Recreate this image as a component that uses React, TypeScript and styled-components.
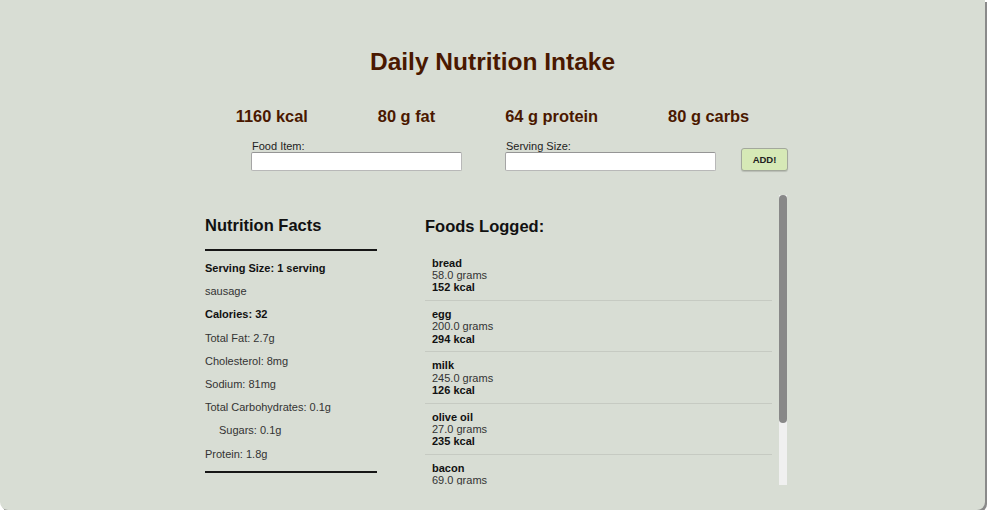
import React, { useLayoutEffect, useRef, useState } from 'react';
import styled, { createGlobalStyle } from 'styled-components';

const GlobalStyle = createGlobalStyle`
  html, body { margin: 0; padding: 0; background: #ffffff; }
  body { font-family: "Liberation Sans", Arial, sans-serif; }
  * { box-sizing: border-box; }
`;

const Card = styled.div`
  width: 985px;
  height: 510px;
  background: #d8ddd4;
  border-radius: 0 0 8px 8px;
  box-shadow: 2px 2px 0 #8a8a8a;
  padding-top: 48px;
  overflow: hidden;
`;

const Title = styled.h1`
  margin: 0;
  text-align: center;
  font-size: 24.5px;
  font-weight: bold;
  line-height: normal;
  color: #4a1800;
`;

const Stats = styled.div`
  display: flex;
  justify-content: center;
  gap: 70px;
  margin-top: 30.7px;
`;

const Stat = styled.div`
  font-size: 16.4px;
  font-weight: bold;
  line-height: normal;
  color: #4a1800;
`;

const Form = styled.form`
  display: flex;
  justify-content: center;
  align-items: flex-end;
  padding-left: 54px;
  margin-top: 14px;
`;

const Field = styled.label<{ $spacing: number }>`
  display: flex;
  flex-direction: column;
  margin-right: ${(p) => p.$spacing}px;
`;

const LabelText = styled.span`
  font-size: 11px;
  line-height: normal;
  color: #222;
  padding-left: 1px;
`;

const Input = styled.input`
  width: 211px;
  height: 19.5px;
  margin: 0;
  background: #ffffff;
  border: 1px solid #b8b8b8;
  border-top-color: #959595;
  border-left-color: #a5a5a5;
  border-radius: 2px;
  font: 11px "Liberation Sans", Arial, sans-serif;
`;

const AddButton = styled.button`
  width: 47px;
  height: 22.5px;
  margin: 0 0 0.5px;
  padding: 0;
  background: #d6e9b6;
  border: 1px solid #a3a89c;
  border-radius: 3px;
  box-shadow: 0 1px 1px rgba(0, 0, 0, 0.15);
  font: bold 9.5px "Liberation Sans", Arial, sans-serif;
  color: #222;
`;

const Main = styled.div`
  display: flex;
  justify-content: center;
  align-items: flex-start;
  gap: 48px;
  padding-left: 7px;
  margin-top: 24.3px;
`;

const Facts = styled.section`
  width: 172px;
  padding-top: 20.5px;
`;

const SectionTitle = styled.h2`
  margin: 0;
  font-size: 16.5px;
  font-weight: bold;
  line-height: normal;
  color: #111;
`;

const FactsTitle = styled(SectionTitle)`
  padding-bottom: 14.5px;
  border-bottom: 2px solid #161616;
`;

const FactsList = styled.div`
  display: flex;
  flex-direction: column;
  gap: 10.2px;
  padding: 10.6px 0 10.4px;
  border-bottom: 2px solid #161616;
`;

const FactRow = styled.div<{ $bold?: boolean; $indent?: boolean }>`
  font-size: 11px;
  line-height: 13px;
  color: ${(p) => (p.$bold ? '#111' : '#333')};
  font-weight: ${(p) => (p.$bold ? 'bold' : 'normal')};
  padding-left: ${(p) => (p.$indent ? '14px' : '0')};
`;

const Logged = styled.section`
  display: flex;
  width: 362px;
  height: 290px;
`;

const LoggedScroll = styled.div`
  flex: 1;
  height: 100%;
  overflow-y: auto;
  padding: 21.3px 0 8px;
  scrollbar-width: none;
  &::-webkit-scrollbar {
    display: none;
  }
`;

const ScrollTrack = styled.div`
  width: 8px;
  height: 100%;
  background: #f0f0f0;
  flex-shrink: 0;
`;

const ScrollThumb = styled.div`
  width: 100%;
  background: #888888;
  border-radius: 4px;
`;

const LoggedTitle = styled(SectionTitle)`
  margin-bottom: 13.7px;
`;

const FoodList = styled.ul`
  list-style: none;
  margin: 0 7px 0 0;
  padding: 0;
`;

const FoodItem = styled.li`
  padding: 7.2px 7px 6.3px;
  border-bottom: 1px solid #c6cac2;
  font-size: 11px;
  line-height: 12.3px;
  color: #333;
`;

const FoodName = styled.div`
  font-weight: bold;
  color: #111;
`;

const FoodKcal = styled.div`
  font-weight: bold;
  color: #111;
`;

const foods = [
  { name: 'bread', grams: '58.0', kcal: 152 },
  { name: 'egg', grams: '200.0', kcal: 294 },
  { name: 'milk', grams: '245.0', kcal: 126 },
  { name: 'olive oil', grams: '27.0', kcal: 235 },
  { name: 'bacon', grams: '69.0', kcal: 321 },
  { name: 'sausage', grams: '12.0', kcal: 32 },
];

const facts: { text: string; bold?: boolean; indent?: boolean }[] = [
  { text: 'Serving Size: 1 serving', bold: true },
  { text: 'sausage' },
  { text: 'Calories: 32', bold: true },
  { text: 'Total Fat: 2.7g' },
  { text: 'Cholesterol: 8mg' },
  { text: 'Sodium: 81mg' },
  { text: 'Total Carbohydrates: 0.1g' },
  { text: 'Sugars: 0.1g', indent: true },
  { text: 'Protein: 1.8g' },
];

export default function App() {
  const scrollRef = useRef<HTMLDivElement>(null);
  const [thumb, setThumb] = useState(227);

  useLayoutEffect(() => {
    const el = scrollRef.current;
    if (el && el.scrollHeight > 0) {
      setThumb((el.clientHeight / el.scrollHeight) * el.clientHeight);
    }
  }, []);

  return (
    <>
      <GlobalStyle />
      <Card>
        <Title>Daily Nutrition Intake</Title>
        <Stats>
          <Stat>1160 kcal</Stat>
          <Stat>80 g fat</Stat>
          <Stat>64 g protein</Stat>
          <Stat>80 g carbs</Stat>
        </Stats>
        <Form onSubmit={(e) => e.preventDefault()}>
          <Field $spacing={43}>
            <LabelText>Food Item:</LabelText>
            <Input type="text" />
          </Field>
          <Field $spacing={25}>
            <LabelText>Serving Size:</LabelText>
            <Input type="text" />
          </Field>
          <AddButton type="submit">ADD!</AddButton>
        </Form>
        <Main>
          <Facts>
            <FactsTitle>Nutrition Facts</FactsTitle>
            <FactsList>
              {facts.map((f) => (
                <FactRow key={f.text} $bold={f.bold} $indent={f.indent}>
                  {f.text}
                </FactRow>
              ))}
            </FactsList>
          </Facts>
          <Logged>
            <LoggedScroll ref={scrollRef}>
              <LoggedTitle>Foods Logged:</LoggedTitle>
              <FoodList>
                {foods.map((f) => (
                  <FoodItem key={f.name}>
                    <FoodName>{f.name}</FoodName>
                    <div>{f.grams} grams</div>
                    <FoodKcal>{f.kcal} kcal</FoodKcal>
                  </FoodItem>
                ))}
              </FoodList>
            </LoggedScroll>
            <ScrollTrack>
              <ScrollThumb style={{ height: `${thumb}px` }} />
            </ScrollTrack>
          </Logged>
        </Main>
      </Card>
    </>
  );
}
^^^^^^^^^^^^^^^^
AIM: Go over the data above and copy every line that has the word "components" in it.

EXERCISE RESPONSE:
Recreate this image as a component that uses React, TypeScript and styled-components.
import styled, { createGlobalStyle } from 'styled-components';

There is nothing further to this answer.